[Rows from a dataset of pages and code]

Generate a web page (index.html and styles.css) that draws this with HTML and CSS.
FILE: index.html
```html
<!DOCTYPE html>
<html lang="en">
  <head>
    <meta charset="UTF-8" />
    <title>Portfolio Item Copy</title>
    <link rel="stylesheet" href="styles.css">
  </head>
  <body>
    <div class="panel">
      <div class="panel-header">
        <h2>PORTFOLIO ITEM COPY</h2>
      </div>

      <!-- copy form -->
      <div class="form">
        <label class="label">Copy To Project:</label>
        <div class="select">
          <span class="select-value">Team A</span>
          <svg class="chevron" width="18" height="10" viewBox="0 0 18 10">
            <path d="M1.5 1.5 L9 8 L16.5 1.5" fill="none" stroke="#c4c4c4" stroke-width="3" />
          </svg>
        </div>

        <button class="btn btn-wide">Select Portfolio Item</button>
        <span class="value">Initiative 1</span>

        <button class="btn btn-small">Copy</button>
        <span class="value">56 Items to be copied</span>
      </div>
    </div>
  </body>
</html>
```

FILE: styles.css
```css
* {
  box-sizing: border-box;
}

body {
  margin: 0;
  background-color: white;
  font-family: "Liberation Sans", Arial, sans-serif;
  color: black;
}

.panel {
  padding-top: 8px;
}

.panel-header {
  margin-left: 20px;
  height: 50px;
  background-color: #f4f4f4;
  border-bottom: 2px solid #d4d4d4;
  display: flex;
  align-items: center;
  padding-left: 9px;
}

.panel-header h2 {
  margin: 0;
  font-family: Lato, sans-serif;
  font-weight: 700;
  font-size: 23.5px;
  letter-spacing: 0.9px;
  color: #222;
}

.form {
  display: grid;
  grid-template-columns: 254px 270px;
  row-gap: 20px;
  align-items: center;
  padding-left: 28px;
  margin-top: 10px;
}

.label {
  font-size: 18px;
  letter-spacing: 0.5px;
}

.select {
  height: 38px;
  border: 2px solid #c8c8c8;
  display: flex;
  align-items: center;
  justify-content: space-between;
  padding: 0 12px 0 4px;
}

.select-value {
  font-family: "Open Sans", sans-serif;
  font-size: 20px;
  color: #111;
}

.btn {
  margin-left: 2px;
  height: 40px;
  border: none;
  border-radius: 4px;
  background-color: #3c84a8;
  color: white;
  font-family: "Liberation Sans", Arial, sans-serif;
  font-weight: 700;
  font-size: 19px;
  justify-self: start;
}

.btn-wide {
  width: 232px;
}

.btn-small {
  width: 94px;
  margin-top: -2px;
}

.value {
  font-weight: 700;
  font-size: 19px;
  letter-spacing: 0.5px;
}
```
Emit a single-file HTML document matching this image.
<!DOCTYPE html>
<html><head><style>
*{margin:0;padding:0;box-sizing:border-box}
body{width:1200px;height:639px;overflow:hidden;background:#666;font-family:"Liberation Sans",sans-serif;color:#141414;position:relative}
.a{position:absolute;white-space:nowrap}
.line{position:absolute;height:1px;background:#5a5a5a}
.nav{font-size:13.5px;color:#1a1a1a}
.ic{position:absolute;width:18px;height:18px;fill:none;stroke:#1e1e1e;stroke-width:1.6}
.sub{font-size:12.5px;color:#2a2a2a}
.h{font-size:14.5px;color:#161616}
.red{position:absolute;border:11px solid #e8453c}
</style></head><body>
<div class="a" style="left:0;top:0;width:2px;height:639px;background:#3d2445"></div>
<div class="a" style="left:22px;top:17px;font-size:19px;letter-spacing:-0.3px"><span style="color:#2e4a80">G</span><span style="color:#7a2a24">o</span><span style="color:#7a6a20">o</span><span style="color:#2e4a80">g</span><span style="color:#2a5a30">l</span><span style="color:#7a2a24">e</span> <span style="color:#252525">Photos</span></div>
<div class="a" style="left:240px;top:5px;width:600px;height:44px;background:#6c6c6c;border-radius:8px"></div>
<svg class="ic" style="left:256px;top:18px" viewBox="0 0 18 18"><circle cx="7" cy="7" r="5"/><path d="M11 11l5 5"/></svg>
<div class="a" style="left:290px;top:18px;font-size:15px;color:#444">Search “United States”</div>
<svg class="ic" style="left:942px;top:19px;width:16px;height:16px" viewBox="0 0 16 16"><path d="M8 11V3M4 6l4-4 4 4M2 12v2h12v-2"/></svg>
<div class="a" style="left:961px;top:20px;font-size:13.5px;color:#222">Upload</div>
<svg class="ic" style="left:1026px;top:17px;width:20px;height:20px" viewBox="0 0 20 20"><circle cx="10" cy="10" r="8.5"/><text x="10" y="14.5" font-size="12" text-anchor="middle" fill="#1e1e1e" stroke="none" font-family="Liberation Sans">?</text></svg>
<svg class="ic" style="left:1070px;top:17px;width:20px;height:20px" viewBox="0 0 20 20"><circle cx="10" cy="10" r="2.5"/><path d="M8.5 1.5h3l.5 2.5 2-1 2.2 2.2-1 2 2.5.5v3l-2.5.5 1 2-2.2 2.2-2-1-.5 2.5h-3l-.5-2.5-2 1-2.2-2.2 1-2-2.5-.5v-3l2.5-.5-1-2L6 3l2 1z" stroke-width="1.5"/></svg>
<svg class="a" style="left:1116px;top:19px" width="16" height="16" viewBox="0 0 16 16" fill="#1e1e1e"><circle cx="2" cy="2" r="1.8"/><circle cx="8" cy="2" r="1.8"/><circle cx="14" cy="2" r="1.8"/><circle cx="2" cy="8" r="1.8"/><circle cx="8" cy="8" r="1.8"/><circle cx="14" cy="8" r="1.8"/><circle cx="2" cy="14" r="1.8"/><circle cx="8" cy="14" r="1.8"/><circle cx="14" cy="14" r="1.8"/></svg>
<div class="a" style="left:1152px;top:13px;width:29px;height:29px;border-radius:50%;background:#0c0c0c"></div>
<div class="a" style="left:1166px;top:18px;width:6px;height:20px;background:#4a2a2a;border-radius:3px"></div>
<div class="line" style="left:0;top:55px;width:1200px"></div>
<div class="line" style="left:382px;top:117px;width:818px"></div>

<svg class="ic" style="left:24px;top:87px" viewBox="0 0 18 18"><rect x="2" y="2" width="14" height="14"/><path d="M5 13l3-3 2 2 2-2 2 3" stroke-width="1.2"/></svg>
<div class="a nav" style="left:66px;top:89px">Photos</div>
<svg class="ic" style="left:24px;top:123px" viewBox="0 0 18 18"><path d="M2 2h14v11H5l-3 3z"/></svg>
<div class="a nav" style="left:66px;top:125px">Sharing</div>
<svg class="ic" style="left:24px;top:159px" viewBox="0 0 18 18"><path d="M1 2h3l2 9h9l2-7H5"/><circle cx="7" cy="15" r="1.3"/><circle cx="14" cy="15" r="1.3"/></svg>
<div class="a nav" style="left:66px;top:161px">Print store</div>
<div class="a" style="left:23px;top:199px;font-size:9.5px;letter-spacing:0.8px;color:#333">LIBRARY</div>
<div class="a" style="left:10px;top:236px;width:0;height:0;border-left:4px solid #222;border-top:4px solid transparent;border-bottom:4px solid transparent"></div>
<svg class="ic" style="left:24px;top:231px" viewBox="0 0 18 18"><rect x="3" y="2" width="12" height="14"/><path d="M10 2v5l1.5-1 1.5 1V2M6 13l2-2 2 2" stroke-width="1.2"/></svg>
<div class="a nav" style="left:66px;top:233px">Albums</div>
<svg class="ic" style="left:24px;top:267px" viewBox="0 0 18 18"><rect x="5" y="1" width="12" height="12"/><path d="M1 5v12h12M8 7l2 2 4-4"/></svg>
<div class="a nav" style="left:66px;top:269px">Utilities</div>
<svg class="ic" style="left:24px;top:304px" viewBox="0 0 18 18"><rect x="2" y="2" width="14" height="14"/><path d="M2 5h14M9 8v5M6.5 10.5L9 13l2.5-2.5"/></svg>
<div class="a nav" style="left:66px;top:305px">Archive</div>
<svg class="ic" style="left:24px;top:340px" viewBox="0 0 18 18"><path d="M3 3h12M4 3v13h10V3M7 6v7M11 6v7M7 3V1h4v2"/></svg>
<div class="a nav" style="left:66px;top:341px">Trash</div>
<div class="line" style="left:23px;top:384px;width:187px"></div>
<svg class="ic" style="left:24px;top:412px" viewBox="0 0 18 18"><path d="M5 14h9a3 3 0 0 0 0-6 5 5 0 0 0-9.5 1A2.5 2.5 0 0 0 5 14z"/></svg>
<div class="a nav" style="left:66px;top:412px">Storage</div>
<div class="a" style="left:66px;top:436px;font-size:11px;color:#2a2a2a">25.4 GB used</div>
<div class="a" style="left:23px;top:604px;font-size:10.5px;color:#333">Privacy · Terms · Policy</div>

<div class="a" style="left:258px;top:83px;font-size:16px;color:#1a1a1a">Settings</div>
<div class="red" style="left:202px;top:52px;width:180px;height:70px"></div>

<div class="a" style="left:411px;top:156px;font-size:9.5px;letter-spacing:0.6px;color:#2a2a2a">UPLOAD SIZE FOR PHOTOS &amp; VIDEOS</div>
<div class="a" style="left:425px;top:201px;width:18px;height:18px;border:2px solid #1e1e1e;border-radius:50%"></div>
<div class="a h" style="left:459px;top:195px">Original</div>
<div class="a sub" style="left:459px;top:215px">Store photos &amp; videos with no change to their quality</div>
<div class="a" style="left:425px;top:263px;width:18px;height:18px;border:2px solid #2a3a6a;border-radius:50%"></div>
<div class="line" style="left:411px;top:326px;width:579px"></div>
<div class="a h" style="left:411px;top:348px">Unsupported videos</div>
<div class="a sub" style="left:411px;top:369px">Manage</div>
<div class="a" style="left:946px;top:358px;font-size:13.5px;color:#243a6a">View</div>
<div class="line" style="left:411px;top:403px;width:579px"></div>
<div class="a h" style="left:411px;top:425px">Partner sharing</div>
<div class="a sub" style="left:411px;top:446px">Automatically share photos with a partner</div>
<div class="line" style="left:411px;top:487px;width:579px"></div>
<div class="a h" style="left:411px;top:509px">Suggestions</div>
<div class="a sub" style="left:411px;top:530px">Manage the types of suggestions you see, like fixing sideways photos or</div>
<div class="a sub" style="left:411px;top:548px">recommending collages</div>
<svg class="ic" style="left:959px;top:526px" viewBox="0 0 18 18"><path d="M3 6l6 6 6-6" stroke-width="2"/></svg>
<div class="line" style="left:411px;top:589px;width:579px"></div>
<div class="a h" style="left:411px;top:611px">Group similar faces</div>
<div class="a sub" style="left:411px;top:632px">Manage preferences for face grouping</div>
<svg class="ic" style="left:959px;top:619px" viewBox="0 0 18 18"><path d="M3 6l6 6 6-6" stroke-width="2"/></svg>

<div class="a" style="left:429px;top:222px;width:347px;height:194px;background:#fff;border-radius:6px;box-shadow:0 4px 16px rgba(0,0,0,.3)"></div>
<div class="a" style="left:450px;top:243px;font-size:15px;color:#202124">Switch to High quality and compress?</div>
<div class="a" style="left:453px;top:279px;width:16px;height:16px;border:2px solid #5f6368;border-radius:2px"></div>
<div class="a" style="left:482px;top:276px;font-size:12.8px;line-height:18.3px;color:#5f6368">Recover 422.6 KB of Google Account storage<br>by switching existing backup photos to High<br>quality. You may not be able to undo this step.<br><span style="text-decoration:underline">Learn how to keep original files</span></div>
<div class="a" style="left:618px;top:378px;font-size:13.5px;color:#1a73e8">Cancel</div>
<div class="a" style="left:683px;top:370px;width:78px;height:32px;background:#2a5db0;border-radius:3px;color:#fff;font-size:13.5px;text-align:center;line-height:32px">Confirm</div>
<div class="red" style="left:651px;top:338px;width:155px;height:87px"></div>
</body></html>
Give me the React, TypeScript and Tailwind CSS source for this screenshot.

Directive: Extract from the data every line where "with" shows up.

Reply:
Generate a web page (index.html and styles.css) that draws this with HTML and CSS.
<div class="a sub" style="left:459px;top:215px">Store photos &amp; videos with no change to their quality</div>
<div class="a sub" style="left:411px;top:446px">Automatically share photos with a partner</div>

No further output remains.